The fatalities also included 165 pilgrims from Indonesia, 98 from India and dozens more from Jordan, Tunisia, Morocco, Algeria and Malaysia, according to an Associated Press tally. Two U.S. citizens were also reported dead.

The AP could not independently confirm the causes of death, but some countries like Jordan and Tunisia blamed the soaring heat. AP journalists saw pilgrims fainting from the scorching heat, especially on the second and third days of the Hajj. Some vomited and collapsed.

Historically, deaths are not uncommon at the Hajj, which has seen at times over 2 million people travel to Saudi Arabia for a five-day pilgrimage. The pilgrimage’s history has also seen deadly stampedes and epidemics.

But this year’s tally was unusually high, suggesting exceptional circumstances.

In 2015 a stampede in Mina killed over 2,400 pilgrims, the deadliest incident ever to strike the pilgrimage, according to an AP count. Saudi Arabia has never acknowledged the full toll of the stampede. A separate crane collapse at Mecca’s Grand Mosque earlier the same year killed 111.

The second-deadliest incident at the Hajj was a 1990 stampede that killed 1,426 people.

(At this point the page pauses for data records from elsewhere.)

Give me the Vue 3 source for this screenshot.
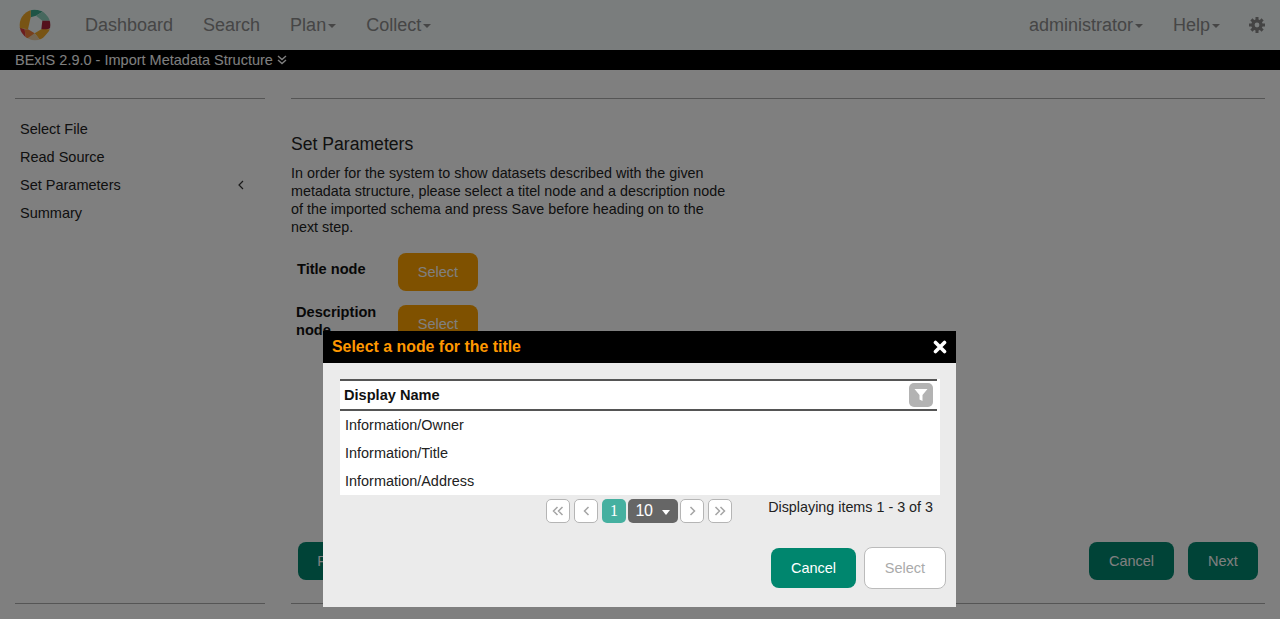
<script setup>
const navLeft = [
  { label: 'Dashboard' },
  { label: 'Search' },
  { label: 'Plan', caret: true },
  { label: 'Collect', caret: true }
]
const steps = ['Select File', 'Read Source', 'Set Parameters', 'Summary']
const rows = ['Information/Owner', 'Information/Title', 'Information/Address']

// logo pieces, traced from the reference at 3x
const logoPieces = [
  { fill: '#3fa88c', points: '92,25 130,34 108,47 92,52' },
  { fill: '#8fd0bc', points: '130,34 155,62 127,62 108,47' },
  { fill: '#a82038', points: '127,62 155,62 155,82 133,92 124,88' },
  { fill: '#f0a828', points: '124,88 152,88 122,122 104,100' },
  { fill: '#e8cca4', points: '104,100 122,122 90,125 78,108' },
  { fill: '#f08038', points: '84,88 104,100 78,118 74,88' },
  { fill: '#d83c3c', points: '55,80 74,88 78,118 60,110' },
  { fill: '#f0a828', points: '92,25 92,52 84,88 55,84 55,50' }
]
</script>

<template>
  <div class="page">
    <header class="nav">
      <svg class="logo" width="34" height="34" viewBox="54 24 102 102">
        <defs><clipPath id="logoClip"><circle cx="105" cy="75" r="46" /></clipPath></defs>
        <g clip-path="url(#logoClip)">
          <polygon v-for="(p, i) in logoPieces" :key="i" :points="p.points" :fill="p.fill" />
        </g>
      </svg>
      <a v-for="n in navLeft" :key="n.label" class="nav-link">{{ n.label }}<i v-if="n.caret" class="caret"></i></a>
      <div class="nav-right">
        <a class="nav-link">administrator<i class="caret"></i></a>
        <a class="nav-link">Help<i class="caret"></i></a>
        <svg class="gear" width="16" height="16" viewBox="-8 -8 16 16">
          <g stroke="#888" stroke-width="3">
            <line x1="-8" y1="0" x2="8" y2="0" />
            <line x1="0" y1="-8" x2="0" y2="8" />
            <line x1="-5.6" y1="-5.6" x2="5.6" y2="5.6" />
            <line x1="-5.6" y1="5.6" x2="5.6" y2="-5.6" />
          </g>
          <circle r="4.2" fill="none" stroke="#888" stroke-width="3" />
          <circle r="2.4" fill="#f4fafa" />
        </svg>
      </div>
    </header>
    <div class="titlebar">
      <span>BExIS 2.9.0 - Import Metadata Structure</span>
      <svg width="10" height="10" viewBox="0 0 10 10" fill="none" stroke="#fff" stroke-width="1.4">
        <path d="M1 1l4 3.5L9 1M1 5l4 3.5L9 5" />
      </svg>
    </div>

    <main class="main">
      <aside class="side">
        <ul class="steps">
          <li v-for="s in steps" :key="s" class="step">
            {{ s }}
            <svg v-if="s === 'Set Parameters'" width="6" height="10" viewBox="0 0 6 10" fill="none" stroke="#333" stroke-width="1.2">
              <path d="M5 1L1 5l4 4" />
            </svg>
          </li>
        </ul>
      </aside>
      <section class="content">
        <h2 class="heading">Set Parameters</h2>
        <p class="intro">In order for the system to show datasets described with the given metadata structure, please select a titel node and a description node of the imported schema and press Save before heading on to the next step.</p>
        <div class="param">
          <label class="param-label">Title node</label>
          <button class="btn orange">Select</button>
        </div>
        <div class="param second">
          <label class="param-label">Description node</label>
          <button class="btn orange">Select</button>
        </div>
        <div class="actions">
          <button class="btn green prev">Previous</button>
          <button class="btn green cancel">Cancel</button>
          <button class="btn green next">Next</button>
        </div>
      </section>
    </main>

    <div class="overlay"></div>

    <div class="dialog">
      <div class="dialog-head">
        <span>Select a node for the title</span>
        <svg width="14" height="14" viewBox="0 0 14 14" stroke="#fff" stroke-width="3.6" stroke-linecap="round">
          <path d="M2.5 2.5l9 9M11.5 2.5l-9 9" />
        </svg>
      </div>
      <div class="dialog-body">
        <div class="grid">
          <div class="grid-head">
            <span>Display Name</span>
            <span class="filter">
              <svg width="16" height="16" viewBox="0 0 16 16"><path d="M1.5 2h13L9.5 8v6L6.5 12.5V8z" fill="#fff" /></svg>
            </span>
          </div>
          <div v-for="r in rows" :key="r" class="grid-row">{{ r }}</div>
        </div>
        <div class="pager">
          <div class="pages">
            <span class="pg"><svg width="12" height="10" viewBox="0 0 12 10"><path d="M5.5 1L1.5 5l4 4M10.5 1l-4 4 4 4" /></svg></span>
            <span class="pg"><svg width="7" height="10" viewBox="0 0 7 10"><path d="M5.5 1L1.5 5l4 4" /></svg></span>
            <span class="pg current">1</span>
            <span class="size">10<i class="size-caret"></i></span>
            <span class="pg"><svg width="7" height="10" viewBox="0 0 7 10"><path d="M1.5 1l4 4-4 4" /></svg></span>
            <span class="pg"><svg width="12" height="10" viewBox="0 0 12 10"><path d="M1.5 1l4 4-4 4M6.5 1l4 4-4 4" /></svg></span>
          </div>
          <span class="info">Displaying items 1 - 3 of 3</span>
        </div>
        <div class="dialog-foot">
          <button class="btn modal-cancel">Cancel</button>
          <button class="btn modal-select">Select</button>
        </div>
      </div>
    </div>
  </div>
</template>

<style>
html, body { margin: 0; height: 100%; overflow: hidden; }
</style>

<style scoped>
.page {
  position: relative;
  width: 1280px;
  height: 619px;
  overflow: hidden;
  background: #fff;
  font-family: "Liberation Sans", Arial, sans-serif;
  font-size: 14.33px;
  color: #222;
}
.nav {
  display: flex;
  align-items: center;
  height: 50px;
  padding: 0 15px 0 18px;
  box-sizing: border-box;
  background: #f4fafa;
}
.logo { margin-right: 33px; flex-shrink: 0; }
.nav-link {
  display: inline-flex;
  align-items: center;
  font-size: 18px;
  color: #8c8c8c;
  margin-right: 30px;
}
.caret {
  width: 0;
  height: 0;
  margin-left: 2px;
  margin-top: 2px;
  border-left: 4px solid transparent;
  border-right: 4px solid transparent;
  border-top: 4px solid #8c8c8c;
}
.nav-right { margin-left: auto; display: flex; align-items: center; }
.nav-right .nav-link:nth-child(2) { margin-right: 29px; }
.titlebar {
  display: flex;
  align-items: center;
  gap: 4px;
  height: 20px;
  padding-left: 15px;
  background: #000;
  color: #fff;
  font-size: 14.5px;
}
.main { display: flex; height: 549px; padding: 28px 15px 0; box-sizing: border-box; gap: 26px; }
.side {
  width: 250px;
  height: 506px;
  flex-shrink: 0;
  box-sizing: border-box;
  border-top: 1px solid #aaa;
  border-bottom: 1px solid #aaa;
}
.steps { list-style: none; margin: 16px 0 0; padding: 0 21px 0 5px; }
.step {
  display: flex;
  justify-content: space-between;
  align-items: center;
  height: 28px;
  font-size: 14.5px;
  color: #222;
}
.content {
  flex: 1;
  height: 506px;
  box-sizing: border-box;
  border-top: 1px solid #aaa;
  border-bottom: 1px solid #aaa;
  display: flex;
  flex-direction: column;
}
.heading { margin: 34px 0 0; font-size: 17.6px; font-weight: 400; line-height: 22px; color: #222; }
.intro { margin: 9px 0 0; width: 440px; line-height: 18px; }
.param { display: flex; align-items: flex-start; margin-top: 17px; padding-left: 6px; }
.param.second { margin-top: 14px; }
.param-label { width: 101px; flex-shrink: 0; font-size: 14.6px; font-weight: 700; line-height: 18px; margin-top: 7px; color: #111; }
.second .param-label { width: 90px; margin: -2px 12px 0 -1px; }
.btn {
  font-family: inherit;
  font-size: 14.5px;
  border: 0;
  border-radius: 8px;
  padding: 0;
  box-sizing: border-box;
}
.orange { width: 80px; height: 38px; background: #ffa300; color: #fff; }
.green { height: 38px; background: #00866e; color: #fff; }
.actions { display: flex; margin-top: auto; margin-bottom: 23px; padding: 0 7px; gap: 14px; }
.prev { width: 95px; margin-right: auto; }
.cancel { width: 85px; }
.next { width: 70px; }
.overlay { position: absolute; inset: 0; background: rgba(0, 0, 0, 0.5); }
.dialog {
  position: absolute;
  left: 323px;
  top: 331px;
  width: 633px;
  height: 276px;
  background: #ebebeb;
}
.dialog-head {
  display: flex;
  justify-content: space-between;
  align-items: center;
  height: 32px;
  padding: 0 9px 0 9px;
  background: #000;
  color: #ff9800;
  font-size: 15.9px;
  font-weight: 700;
}
.dialog-body { padding: 16px 10px 0 17px; }
.grid { width: 600px; height: 116px; background: #fff; }
.grid-head {
  display: flex;
  justify-content: space-between;
  align-items: center;
  width: 597px;
  height: 32px;
  box-sizing: border-box;
  padding: 0 4px;
  border-top: 2px solid #555;
  border-bottom: 2px solid #555;
  font-size: 14.6px;
  font-weight: 700;
  color: #111;
}
.filter {
  display: flex;
  align-items: center;
  justify-content: center;
  width: 24px;
  height: 24px;
  border-radius: 5px;
  background: #b3b3b3;
}
.grid-row { height: 28px; line-height: 28px; padding-left: 5px; font-size: 14.45px; color: #222; }
.pager { display: flex; justify-content: space-between; width: 593px; margin-top: 4px; }
.pages { display: flex; gap: 4px; margin-left: 206px; height: 24px; }
.pg {
  display: flex;
  align-items: center;
  justify-content: center;
  width: 24px;
  height: 24px;
  box-sizing: border-box;
  border: 1px solid #b5b5b5;
  border-radius: 5px;
  background: #fff;
}
.pg svg { fill: none; stroke: #a5a5a5; stroke-width: 1.5; }
.pg.current {
  border: 0;
  background: #45b0a0;
  color: #fff;
  font-family: "Liberation Serif", serif;
  font-size: 16px;
}
.size {
  display: flex;
  align-items: center;
  width: 50px;
  height: 24px;
  margin-left: -2px;
  margin-right: -2px;
  box-sizing: border-box;
  padding-left: 7.5px;
  border-radius: 5px;
  background: #666;
  color: #fff;
  font-size: 16px;
  letter-spacing: -0.5px;
}
.size-caret {
  width: 0;
  height: 0;
  margin-left: 10px;
  margin-top: 2px;
  border-left: 4.5px solid transparent;
  border-right: 4.5px solid transparent;
  border-top: 5px solid #fff;
}
.info { line-height: 16px; color: #222; }
.dialog-foot { display: flex; align-items: center; gap: 8px; margin-top: 24px; padding-left: 431px; }
.modal-cancel { width: 85px; height: 40px; background: #00866e; color: #fff; }
.modal-select { width: 82px; height: 42px; background: #fff; border: 1px solid #bbb; color: #aaa; }
</style>
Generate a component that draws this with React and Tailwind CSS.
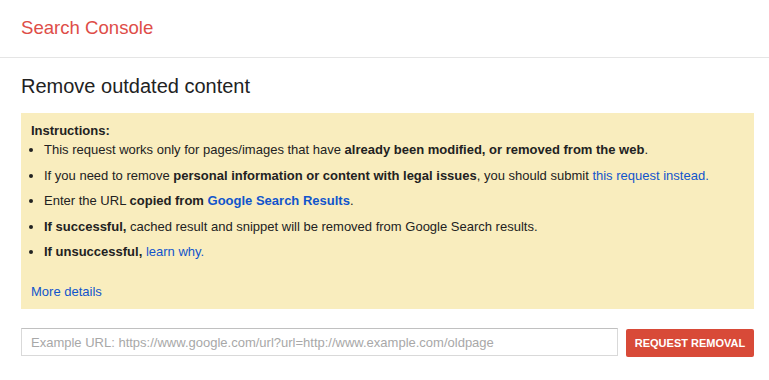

During this year’s Hajj period, daily high temperatures ranged between 46 degrees Celsius (117 degrees Fahrenheit) and 49 degrees Celsius (120 degrees Fahrenheit) in Mecca and sacred sites in and around the city, according to the Saudi National Center for Meteorology. Some people fainted while trying to perform the symbolic stoning of the devil.

The Hajj, one of the five pillars of Islam, is one of the world’s largest religious gatherings. More than 1.83 million Muslims performed the Hajj in 2024, including more than 1.6 million from 22 countries, and around 222,000 Saudi citizens and residents, according to the Saudi Hajj authorities.

Saudi Arabia has spent billions of dollars on crowd control and safety measures for those attending the annual five-day pilgrimage, but the sheer number of participants makes it difficult to ensure their safety.

Climate change could make the risk even greater. A 2019 study by experts at the Massachusetts Institute of Technology found that even if the world succeeds in mitigating the worst effects of climate change, the Hajj would be held in temperatures exceeding an “extreme danger threshold” from 2047 to 2052, and from 2079 to 2086.

Islam follows a lunar calendar, so the Hajj comes around 11 days earlier each year. By 2029, the Hajj will occur in April, and for several years after that it will fall in the winter, when temperatures are milder. (With AP inputs.)